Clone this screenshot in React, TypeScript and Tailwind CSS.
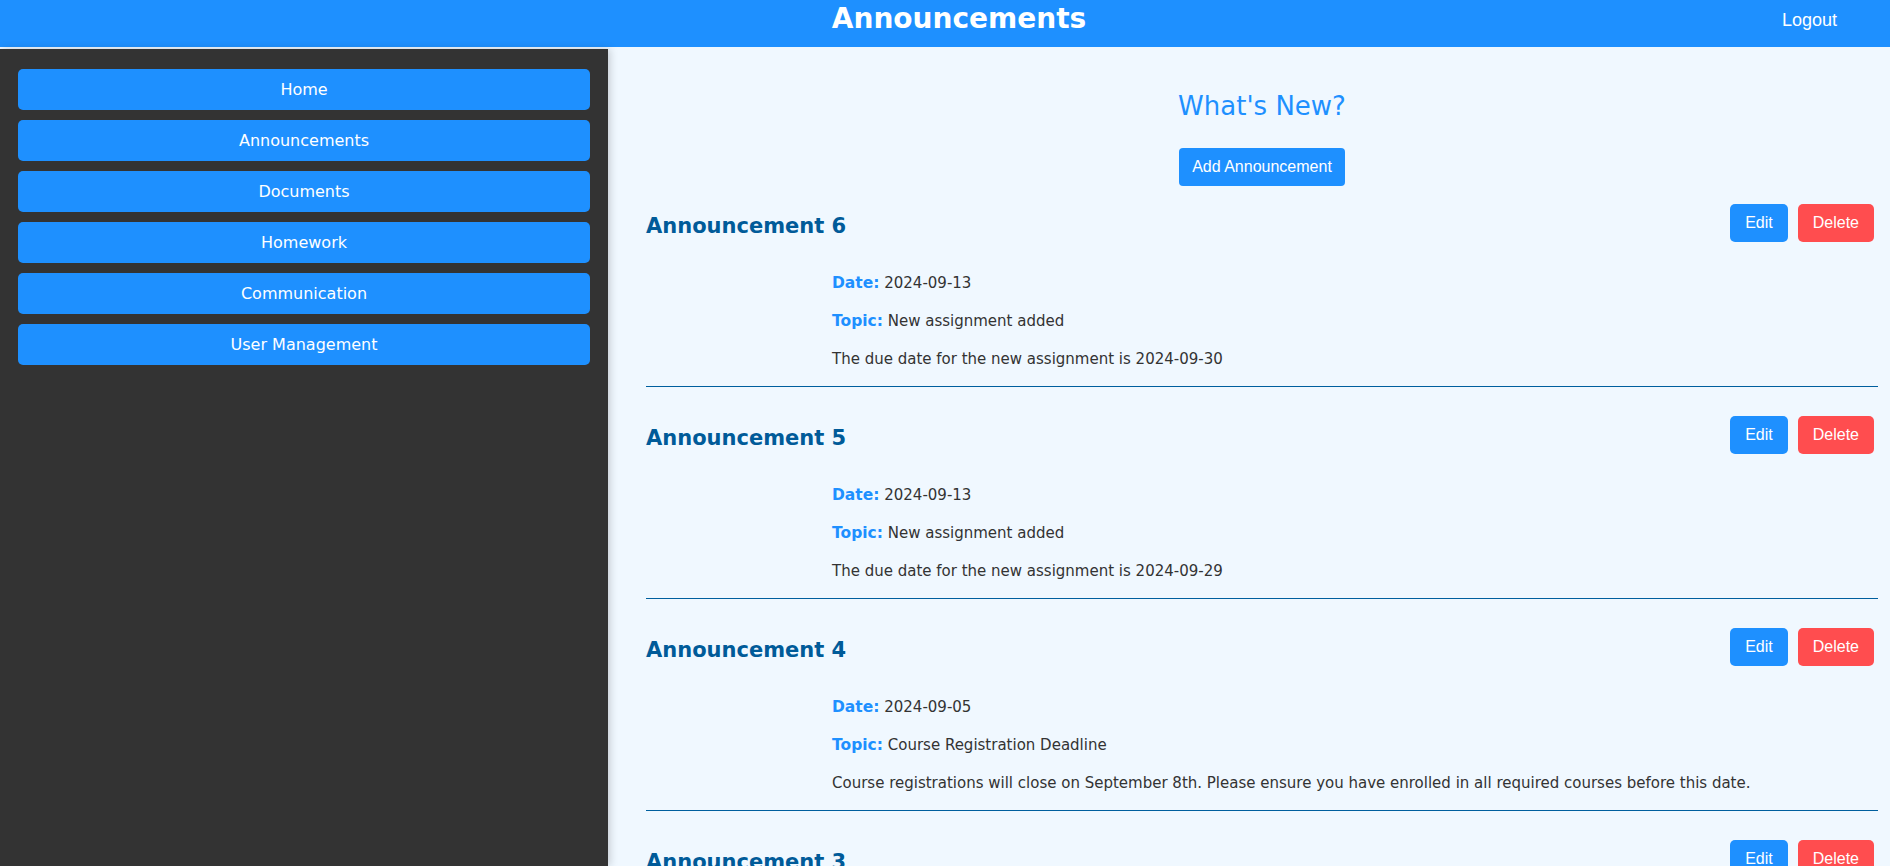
const NAV = ["Home", "Announcements", "Documents", "Homework", "Communication", "User Management"];

type Announcement = {
  id: number;
  date: string;
  topic: string;
  body: string;
};

const ANNOUNCEMENTS: Announcement[] = [
  { id: 6, date: "2024-09-13", topic: "New assignment added", body: "The due date for the new assignment is 2024-09-30" },
  { id: 5, date: "2024-09-13", topic: "New assignment added", body: "The due date for the new assignment is 2024-09-29" },
  {
    id: 4,
    date: "2024-09-05",
    topic: "Course Registration Deadline",
    body: "Course registrations will close on September 8th. Please ensure you have enrolled in all required courses before this date.",
  },
  { id: 3, date: "2024-09-01", topic: "Welcome Back", body: "Classes for the fall semester start on September 2nd." },
  { id: 2, date: "2024-08-25", topic: "Orientation", body: "Orientation for new students will be held on August 30th." },
  { id: 1, date: "2024-08-20", topic: "Portal Launch", body: "The new course portal is now available to all students." },
];

const SANS = "font-['DejaVu_Sans',sans-serif]";
const ARIAL = "font-['Liberation_Sans',Arial,sans-serif]";

function AnnouncementItem({ item }: { item: Announcement }) {
  return (
    <div className="mt-[18px] [&:not(:first-child)]:mt-[29px] border-b border-[#005f9e] pb-[16px]">
      <div className="flex h-[38px] items-center justify-between">
        <h3 className={`${SANS} mt-[7px] text-[21px] font-bold text-[#005b99]`}>Announcement {item.id}</h3>
        <div className={`${ARIAL} mr-[4px] flex gap-[10px]`}>
          <button className="h-[38px] rounded-[5px] bg-[#1e90ff] px-[15px] text-[16px] text-white">Edit</button>
          <button className="h-[38px] rounded-[5px] bg-[#ff4d4f] px-[15px] text-[16px] text-white">Delete</button>
        </div>
      </div>
      <div className={`${SANS} mt-[30px] space-y-[16px] pl-[186px] text-[15px] leading-[22px] text-[#333]`}>
        <p>
          <strong className="text-[15.5px] font-bold text-[#1e90ff]">Date:</strong> {item.date}
        </p>
        <p>
          <strong className="text-[15.5px] font-bold text-[#1e90ff]">Topic:</strong> {item.topic}
        </p>
        <p>{item.body}</p>
      </div>
    </div>
  );
}

export default function App() {
  return (
    <div className="flex h-screen flex-col overflow-hidden bg-[#f0f8ff]">
      <header className="grid h-[47px] shrink-0 grid-cols-[1fr_auto_1fr] bg-[#1e90ff] text-white">
        <div />
        <h1 className={`${SANS} pl-[28px] pt-[3px] text-[28px] font-bold leading-8`}>Announcements</h1>
        <div className="flex justify-end">
          <button className={`${ARIAL} self-start pr-[53px] pt-[9px] text-[18px] leading-[22px]`}>Logout</button>
        </div>
      </header>

      <div className="mt-[2px] flex min-h-0 flex-1">
        <aside className="relative z-10 flex w-[608px] shrink-0 flex-col gap-[10px] bg-[#333] px-[18px] pt-[20px] shadow-[2px_0_8px_rgba(0,0,0,0.18)]">
          {NAV.map((label) => (
            <button
              key={label}
              className={`${SANS} h-[41px] w-full rounded-[5px] bg-[#1e90ff] text-[16px] text-white`}
            >
              {label}
            </button>
          ))}
        </aside>

        <main className="min-w-0 flex-1 overflow-hidden pl-[38px] pr-[12px] pt-[42px]">
          <h2 className={`${SANS} text-center text-[26px] leading-[30px] text-[#1e90ff]`}>What's New?</h2>
          <div className="mt-[27px] flex justify-center">
            <button className={`${ARIAL} h-[38px] rounded-[4px] bg-[#1e90ff] px-[13px] text-[16px] text-white`}>
              Add Announcement
            </button>
          </div>
          <div>
            {ANNOUNCEMENTS.map((a) => (
              <AnnouncementItem key={a.id} item={a} />
            ))}
          </div>
        </main>
      </div>
    </div>
  );
}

——————————

REQUIREMENTS:
Print the complete listing exactly as it stands, without its pictures.

THE OUTPUT:
Clone this screenshot in React, TypeScript and Tailwind CSS.
const NAV = ["Home", "Announcements", "Documents", "Homework", "Communication", "User Management"];

type Announcement = {
  id: number;
  date: string;
  topic: string;
  body: string;
};

const ANNOUNCEMENTS: Announcement[] = [
  { id: 6, date: "2024-09-13", topic: "New assignment added", body: "The due date for the new assignment is 2024-09-30" },
  { id: 5, date: "2024-09-13", topic: "New assignment added", body: "The due date for the new assignment is 2024-09-29" },
  {
    id: 4,
    date: "2024-09-05",
    topic: "Course Registration Deadline",
    body: "Course registrations will close on September 8th. Please ensure you have enrolled in all required courses before this date.",
  },
  { id: 3, date: "2024-09-01", topic: "Welcome Back", body: "Classes for the fall semester start on September 2nd." },
  { id: 2, date: "2024-08-25", topic: "Orientation", body: "Orientation for new students will be held on August 30th." },
  { id: 1, date: "2024-08-20", topic: "Portal Launch", body: "The new course portal is now available to all students." },
];

const SANS = "font-['DejaVu_Sans',sans-serif]";
const ARIAL = "font-['Liberation_Sans',Arial,sans-serif]";

function AnnouncementItem({ item }: { item: Announcement }) {
  return (
    <div className="mt-[18px] [&:not(:first-child)]:mt-[29px] border-b border-[#005f9e] pb-[16px]">
      <div className="flex h-[38px] items-center justify-between">
        <h3 className={`${SANS} mt-[7px] text-[21px] font-bold text-[#005b99]`}>Announcement {item.id}</h3>
        <div className={`${ARIAL} mr-[4px] flex gap-[10px]`}>
          <button className="h-[38px] rounded-[5px] bg-[#1e90ff] px-[15px] text-[16px] text-white">Edit</button>
          <button className="h-[38px] rounded-[5px] bg-[#ff4d4f] px-[15px] text-[16px] text-white">Delete</button>
        </div>
      </div>
      <div className={`${SANS} mt-[30px] space-y-[16px] pl-[186px] text-[15px] leading-[22px] text-[#333]`}>
        <p>
          <strong className="text-[15.5px] font-bold text-[#1e90ff]">Date:</strong> {item.date}
        </p>
        <p>
          <strong className="text-[15.5px] font-bold text-[#1e90ff]">Topic:</strong> {item.topic}
        </p>
        <p>{item.body}</p>
      </div>
    </div>
  );
}

export default function App() {
  return (
    <div className="flex h-screen flex-col overflow-hidden bg-[#f0f8ff]">
      <header className="grid h-[47px] shrink-0 grid-cols-[1fr_auto_1fr] bg-[#1e90ff] text-white">
        <div />
        <h1 className={`${SANS} pl-[28px] pt-[3px] text-[28px] font-bold leading-8`}>Announcements</h1>
        <div className="flex justify-end">
          <button className={`${ARIAL} self-start pr-[53px] pt-[9px] text-[18px] leading-[22px]`}>Logout</button>
        </div>
      </header>

      <div className="mt-[2px] flex min-h-0 flex-1">
        <aside className="relative z-10 flex w-[608px] shrink-0 flex-col gap-[10px] bg-[#333] px-[18px] pt-[20px] shadow-[2px_0_8px_rgba(0,0,0,0.18)]">
          {NAV.map((label) => (
            <button
              key={label}
              className={`${SANS} h-[41px] w-full rounded-[5px] bg-[#1e90ff] text-[16px] text-white`}
            >
              {label}
            </button>
          ))}
        </aside>

        <main className="min-w-0 flex-1 overflow-hidden pl-[38px] pr-[12px] pt-[42px]">
          <h2 className={`${SANS} text-center text-[26px] leading-[30px] text-[#1e90ff]`}>What's New?</h2>
          <div className="mt-[27px] flex justify-center">
            <button className={`${ARIAL} h-[38px] rounded-[4px] bg-[#1e90ff] px-[13px] text-[16px] text-white`}>
              Add Announcement
            </button>
          </div>
          <div>
            {ANNOUNCEMENTS.map((a) => (
              <AnnouncementItem key={a.id} item={a} />
            ))}
          </div>
        </main>
      </div>
    </div>
  );
}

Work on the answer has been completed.